The Bank of Japan is reportedly considering a pause in its quantitative tightening efforts, with sources indicating it may keep its current government bond purchase levels steady beyond the next fiscal year.
This potential move represents a significant shift within the central bank's QT strategy. During its upcoming policy meeting on June 15-16, the BoJ will review the bond-buying reduction plan currently scheduled to run through March of next year and is expected to outline a new framework for the fiscal year starting in April 2027 and beyond.
With markets broadly expecting the existing reduction schedule to remain unchanged, investor attention is focused on whether the BoJ will continue to trim its monthly purchases after fiscal 2026 or maintain them at the current level of approximately ¥2.1 trillion (about $13 billion) per month.
According to four sources familiar with the matter, given the progress already made in shrinking its massive balance sheet, the BoJ is leaning toward halting further reductions. One source noted that even without active cuts, the central bank's bond holdings would still decline significantly as securities mature and roll off its balance sheet naturally. The other three sources expressed similar views, suggesting the BoJ may stop setting annual reduction targets and instead adopt an open-ended commitment to keep monthly purchases at ¥2.1 trillion.

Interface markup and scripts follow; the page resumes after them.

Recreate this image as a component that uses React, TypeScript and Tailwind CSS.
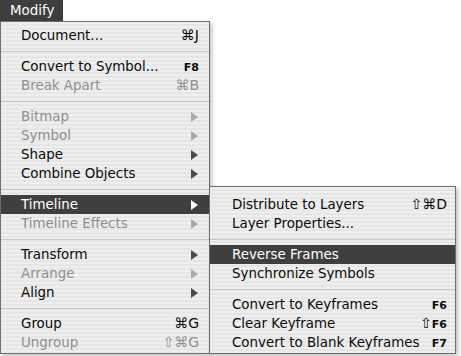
import React from "react";

type Item =
  | { sep: true }
  | {
      sep?: false;
      label: string;
      shortcut?: React.ReactNode;
      arrow?: boolean;
      disabled?: boolean;
      active?: boolean;
    };

const stripes =
  "bg-[repeating-linear-gradient(to_bottom,#eeeeee_0px,#eeeeee_2px,#e6e6e6_2px,#e6e6e6_4px)]";

function Arrow({ color }: { color: string }) {
  return (
    <svg width="7" height="10" viewBox="0 0 7 10" className="shrink-0">
      <polygon points="0,0 7,5 0,10" fill={color} />
    </svg>
  );
}

const Fkey = ({ children }: { children: React.ReactNode }) => (
  <span className="text-[11px] font-bold">{children}</span>
);

const Cmd = ({ children }: { children: React.ReactNode }) => (
  <span className="text-[14px]">{children}</span>
);

const mainItems: Item[] = [
  { label: "Document...", shortcut: <Cmd>⌘J</Cmd> },
  { sep: true },
  { label: "Convert to Symbol...", shortcut: <Fkey>F8</Fkey> },
  { label: "Break Apart", shortcut: <Cmd>⌘B</Cmd>, disabled: true },
  { sep: true },
  { label: "Bitmap", arrow: true, disabled: true },
  { label: "Symbol", arrow: true, disabled: true },
  { label: "Shape", arrow: true },
  { label: "Combine Objects", arrow: true },
  { sep: true },
  { label: "Timeline", arrow: true, active: true },
  { label: "Timeline Effects", arrow: true, disabled: true },
  { sep: true },
  { label: "Transform", arrow: true },
  { label: "Arrange", arrow: true, disabled: true },
  { label: "Align", arrow: true },
  { sep: true },
  { label: "Group", shortcut: <Cmd>⌘G</Cmd> },
  { label: "Ungroup", shortcut: <Cmd>⇧⌘G</Cmd>, disabled: true },
];

const subItems: Item[] = [
  { label: "Distribute to Layers", shortcut: <Cmd>⇧⌘D</Cmd> },
  { label: "Layer Properties..." },
  { sep: true },
  { label: "Reverse Frames", active: true },
  { label: "Synchronize Symbols" },
  { sep: true },
  { label: "Convert to Keyframes", shortcut: <Fkey>F6</Fkey> },
  { label: "Clear Keyframe", shortcut: <span><Cmd>⇧</Cmd><Fkey>F6</Fkey></span> },
  { label: "Convert to Blank Keyframes", shortcut: <Fkey>F7</Fkey> },
];

function Separator() {
  return (
    <div className="h-[12px] flex items-center">
      <div className="w-full h-px bg-[#c6c6c6]" />
    </div>
  );
}

function Row({
  item,
  pad,
  children,
}: {
  item: Exclude<Item, { sep: true }>;
  pad: string;
  children?: React.ReactNode;
}) {
  const color = item.active
    ? "bg-[#3f3f3f] text-white"
    : item.disabled
    ? "text-[#8e8e8e]"
    : "text-[#0a0a0a]";
  const arrowColor = item.active ? "#ffffff" : item.disabled ? "#a9a9a9" : "#4a4a4a";
  return (
    <div className={`relative h-[19px] flex items-center justify-between ${pad} ${color}`}>
      <span className="leading-[19px] whitespace-nowrap">{item.label}</span>
      {item.shortcut && <span className="leading-[19px] whitespace-nowrap">{item.shortcut}</span>}
      {item.arrow && (
        <span className="mr-[1px]">
          <Arrow color={arrowColor} />
        </span>
      )}
      {children}
    </div>
  );
}

function SubMenu() {
  return (
    <div
      className={`absolute left-full -top-[9px] w-[247px] border border-[#6e6e6e] pt-[8px] pb-px ${stripes} shadow-[2px_2px_4px_rgba(0,0,0,0.25)] z-10`}
    >
      {subItems.map((it, i) =>
        it.sep ? (
          <Separator key={i} />
        ) : (
          <Row key={i} item={it} pad="pl-[22px] pr-[8px]" />
        )
      )}
    </div>
  );
}

export default function App() {
  return (
    <div
      className="w-[461px] h-[356px] bg-white overflow-hidden text-[13.4px]"
      style={{ fontFamily: '"DejaVu Sans", sans-serif' }}
    >
      <div className="w-[63px] h-[21px] bg-[#3e3e3e] text-white pl-[10px] leading-[21px]">Modify</div>
      <div
        className={`relative w-[210px] h-[333px] border border-[#6e6e6e] pt-[4px] ${stripes} shadow-[2px_2px_4px_rgba(0,0,0,0.25)]`}
      >
        {mainItems.map((it, i) =>
          it.sep ? (
            <Separator key={i} />
          ) : (
            <Row key={i} item={it} pad="pl-[20px] pr-[10px]">
              {it.active && <SubMenu />}
            </Row>
          )
        )}
      </div>
    </div>
  );
}
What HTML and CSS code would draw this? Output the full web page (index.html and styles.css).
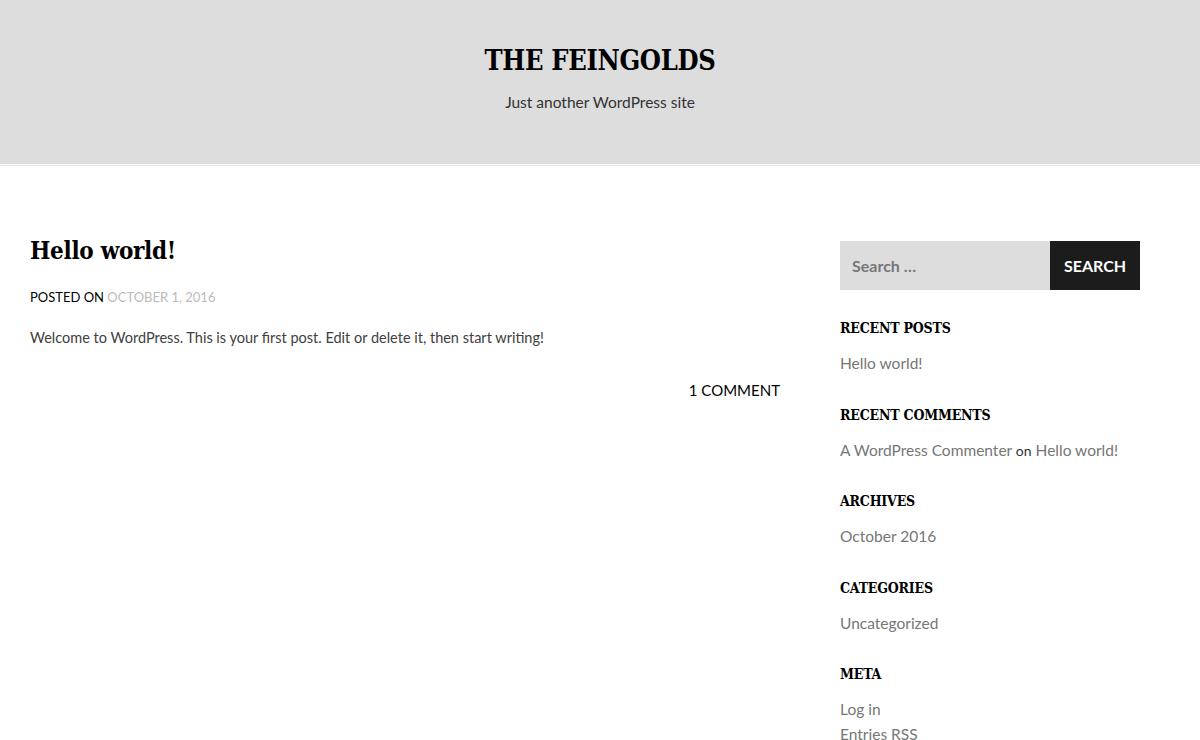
FILE: index.html
```html
<!DOCTYPE html>
<html lang="en">
<head>
    <meta charset="UTF-8">
    <title>The Feingolds</title>
    <link rel="stylesheet" href="styles.css">
</head>
<body>
<header class="site-header">
    <h1 class="site-title">THE FEINGOLDS</h1>
    <p class="site-description">Just another WordPress site</p>
</header>

<div class="site-content">
    <main class="content-area">
        <article class="post">
            <h2 class="entry-title">Hello world!</h2>
            <div class="entry-meta">POSTED ON <a href="#" class="posted-date">OCTOBER 1, 2016</a></div>
            <div class="entry-content">
                <p>Welcome to WordPress. This is your first post. Edit or delete it, then start writing!</p>
            </div>
            <div class="entry-footer"><a href="#">1 COMMENT</a></div>
        </article>
    </main>

    <aside class="sidebar">
        <form class="search-form">
            <input type="search" class="search-field" placeholder="Search &hellip;">
            <button type="submit" class="search-submit">SEARCH</button>
        </form>

        <section class="widget">
            <h3 class="widget-title">RECENT POSTS</h3>
            <ul><li><a href="#">Hello world!</a></li></ul>
        </section>
        <section class="widget">
            <h3 class="widget-title">RECENT COMMENTS</h3>
            <ul><li><a href="#">A WordPress Commenter</a> <span class="on">on</span> <a href="#">Hello world!</a></li></ul>
        </section>
        <section class="widget">
            <h3 class="widget-title">ARCHIVES</h3>
            <ul><li><a href="#">October 2016</a></li></ul>
        </section>
        <section class="widget">
            <h3 class="widget-title">CATEGORIES</h3>
            <ul><li><a href="#">Uncategorized</a></li></ul>
        </section>
        <section class="widget">
            <h3 class="widget-title">META</h3>
            <ul>
                <li><a href="#">Log in</a></li>
                <li><a href="#">Entries RSS</a></li>
            </ul>
        </section>
    </aside>
</div>
</body>
</html>
```

FILE: styles.css
```css
html, body {
    margin: 0;
    padding: 0;
}

body {
    font-family: Lato, "Open Sans", sans-serif;
    font-size: 15px;
    color: #404040;
    background: #fff;
}

a {
    text-decoration: none;
    color: #767676;
}

.site-header {
    background: #dddddd;
    height: 165px;
    box-sizing: border-box;
    padding-top: 44px;
    text-align: center;
    border-bottom: 1px solid #fff;
    box-shadow: 0 1px 0 #e4e4e4;
}

.site-title {
    font-family: "DejaVu Serif", serif;
    font-stretch: condensed;
    font-size: 27px;
    font-weight: bold;
    color: #000;
    margin: 0;
    line-height: 34px;
    letter-spacing: -0.3px;
}

.site-description {
    margin: 15px 0 0;
    font-size: 15.5px;
    color: #333;
}

.site-content {
    display: flex;
    padding: 70px 60px 0 30px;
}

.content-area {
    width: 750px;
    margin-right: 60px;
}

.entry-title {
    font-family: "DejaVu Serif", serif;
    font-stretch: condensed;
    font-size: 24px;
    font-weight: bold;
    color: #000;
    margin: 0;
    line-height: 32px;
    letter-spacing: -0.3px;
}

.entry-meta {
    margin-top: 22px;
    font-size: 13px;
    color: #000;
}

.posted-date {
    color: #bbb;
}

.entry-content p {
    margin: 21px 0 0;
    line-height: 24px;
    font-size: 14.5px;
}

.entry-footer {
    text-align: right;
    margin-top: 31px;
}

.entry-footer a {
    color: #000;
}

.sidebar {
    width: 300px;
    padding-top: 6px;
}

.search-form {
    display: flex;
    height: 49px;
    margin-bottom: 27px;
}

.search-field {
    width: 210px;
    border: none;
    background: #dddddd;
    padding: 0 12px;
    box-sizing: border-box;
    font-family: Lato, sans-serif;
    font-size: 16px;
    font-weight: bold;
    outline: none;
}

.search-field::placeholder {
    color: #777;
}

.search-submit {
    width: 90px;
    border: none;
    background: #1c1c1c;
    color: #fff;
    font-family: Lato, sans-serif;
    font-size: 16px;
    font-weight: bold;
}

.widget {
    margin-bottom: 27.5px;
}

.widget-title {
    font-family: "DejaVu Serif", serif;
    font-stretch: condensed;
    font-size: 14px;
    font-weight: bold;
    color: #000;
    margin: 0 0 12px;
    line-height: 22px;
    letter-spacing: -0.2px;
}

.widget ul {
    list-style: none;
    margin: 0;
    padding: 0;
}

.widget li {
    line-height: 25px;
    font-size: 15.5px;
}

.widget .on {
    color: #333;
    font-size: 14px;
}
```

Separately from the QT decision, markets widely anticipate the BoJ will raise its policy rate from 0.75% to 1.0% at next week's meeting. With a nearly 90% probability of a June hike already priced in, investors are now more focused on whether rising inflationary pressures from the conflict in the Middle East might prompt the BoJ to accelerate its future rate hike trajectory.
Two sources indicated that, despite still-accommodative financial conditions, the BoJ currently sees no urgent need to quicken or implement consecutive rate hikes due to the significant economic uncertainties stemming from the Middle East conflict.
Internal Divisions
However, sources caution that the decision to pause QT reductions could be a close call, as the central bank's nine-member policy board is divided. Some members prioritize calming investor sentiment, while others advocate for a steady continuation of bond purchase cuts to further reduce the BoJ's expansive balance sheet.
Under Governor Kazuo Ueda's leadership, the BoJ has been gradually reducing its bond holdings since 2024 as part of its broader exit from decades of ultra-loose monetary policy. It currently trims monthly purchases by ¥200 billion each quarter.
The BoJ still holds about 49% of outstanding Japanese Government Bonds, meaning any policy adjustment can significantly impact bond yields and the financing costs for Japan's substantial public debt. Regardless of whether active reductions continue, the BoJ's bond portfolio is projected to shrink by up to ¥50 trillion annually simply from maturing bonds. In fact, its holdings have already fallen by nearly 20% since peaking at the end of 2023.
The BoJ has stated its QT plan aims to lessen its control over yields while avoiding excessive market volatility. However, with the central bank's gradual retreat creating a risk of insufficient buyers in the bond market, policy execution requires careful navigation. Governor Ueda recently emphasized the need to ensure bond market stability, underscoring a continued focus on preventing sharp yield swings.
Board member Hajime Takata, a former bond strategist, warned in February that the BoJ's reduced purchases could pressure an already supply-heavy bond market. Yet, a pause in reductions is not guaranteed, as some members, including former banker Naoki Tamura, have expressed a desire to continue steadily shrinking the balance sheet. Tamura dissented last June when the BoJ set the current quarterly reduction pace, advocating for a faster pace of cuts.
Earlier this month, board member Junko Koeda stated in a speech that the BoJ should "steadily proceed" with balance sheet normalization, citing its large bond holdings as a "key factor" driving the process.
Political Headwinds
Political resistance to further QT is also expected to intensify, particularly as the government of Prime Minister Fumio Kishida pursues tax cuts and increased spending, partly funded by debt issuance. Japanese government bonds have recently faced selling pressure due to inflation concerns, rate hike expectations, and worries over expanded fiscal spending.
The yield on the benchmark 10-year JGB has risen from around 0.7% when the BoJ began hiking rates to approximately 2.67% currently. Akira Otani, Managing Director at Goldman Sachs Japan and a former senior BoJ economist, noted that inflationary risks from the Middle East, combined with Japan's proactive fiscal stance, are pushing yields higher. Further QT reductions could exacerbate this rise and spark political friction.
Former BoJ official Nobuyasu Atago commented that the rapid rise in JGB yields is making it difficult for investors to buy bonds, likely causing concern within the Ministry of Finance. Given the political headwinds, he argued, the BoJ has little reason to continue balance sheet reduction into the next fiscal year. Ultimately, he stated, the last thing the government wants is higher JGB yields, as a breach of the 3% level for 10-year bonds would further inflate debt servicing costs and strain Japan's already constrained fiscal space.